Louis Vuitton White Malletier Paris 1854 Graphic T-Shirt

Jean Paul Gaultier Vintage Portrait Graphic Tee

 

Today, the graphic tee functions as a more curative tool for personality. Whether politically, ironically, or aesthetically, it’s a way of signifying you ‘get it.’ Gen Z has pushed the garment into a post-ironic register: niche reference shirts circulate alongside thousand-dollar runway drops. At the same time, celebrities and influencers fuel microtrends that can flare and fade in weeks.

Cinnamon Girl Tees 'Priscilla' Graphic Tee

Library Science Graphic Tee on Kaia Gerber

The pace of these creations gives way to an unfortunate material reality: graphic tees are among the most environmentally damaging garments produced. While a quality material, cotton is problematically water-intensive because of the rapidity and scale of the shirt production. Screen printing relies on chemical-heavy processes, and both fast fashion and luxury houses churn out enormous volumes of them. The result is a garment that is at once enduring in symbolism and disposable in practice. Intentionality is essential to fashion choices in most any sense, but particularly when it comes to picking out items like these.

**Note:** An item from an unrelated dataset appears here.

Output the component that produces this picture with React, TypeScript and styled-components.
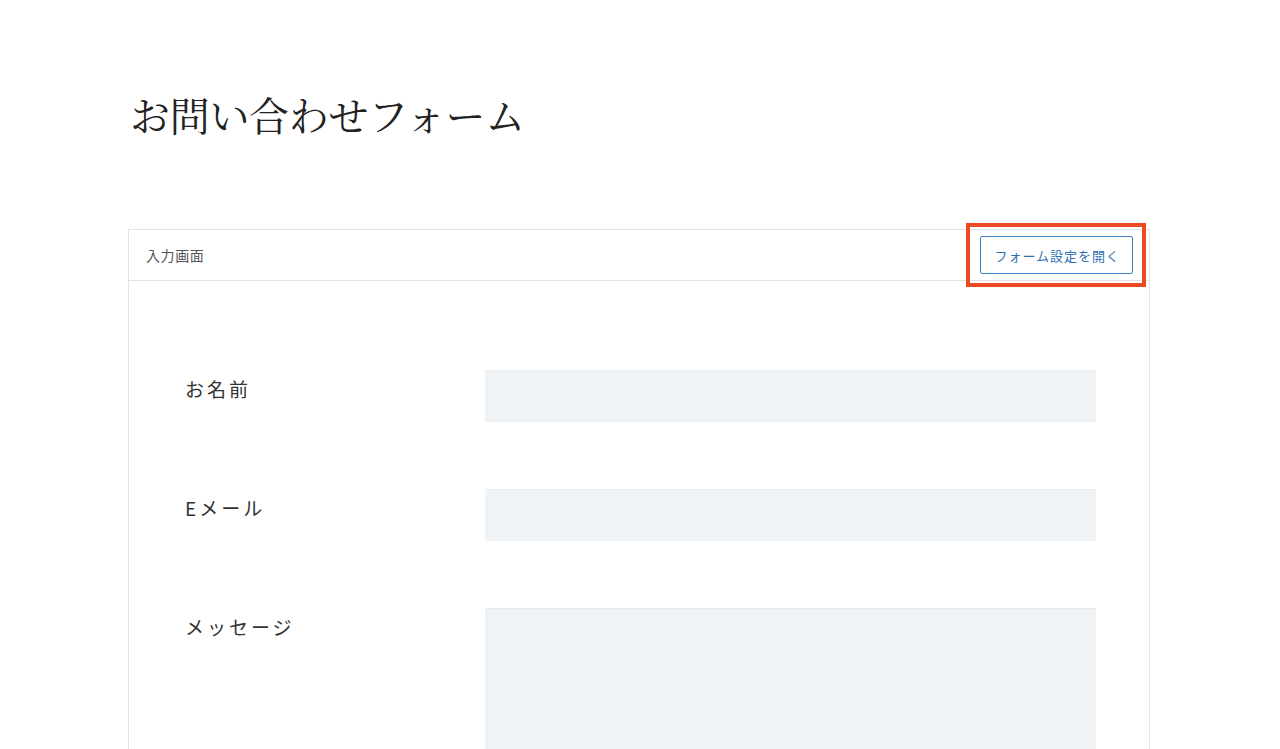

Comme des Garcons Spring/Summer 1995 Graphic Tee

Bjork Lyric Graphic Tee

The graphic tee has long been a canvas for protest, pride, pop culture, and persona. It adapts because what we want to say and be seen saying is never static. But even with all that symbolic weight, the price point of today’s luxury graphic tees can feel surreal. Two thousand dollars for cotton with a screen print raises the question of what we are truly buying. Maybe not the shirt itself, but the meaning layered onto it—even as part of its actual cost is environmental waste and overproduction. The graphic tee still carries cultural and artistic significance, but in many cases, it also carries consequences we’d rather not read.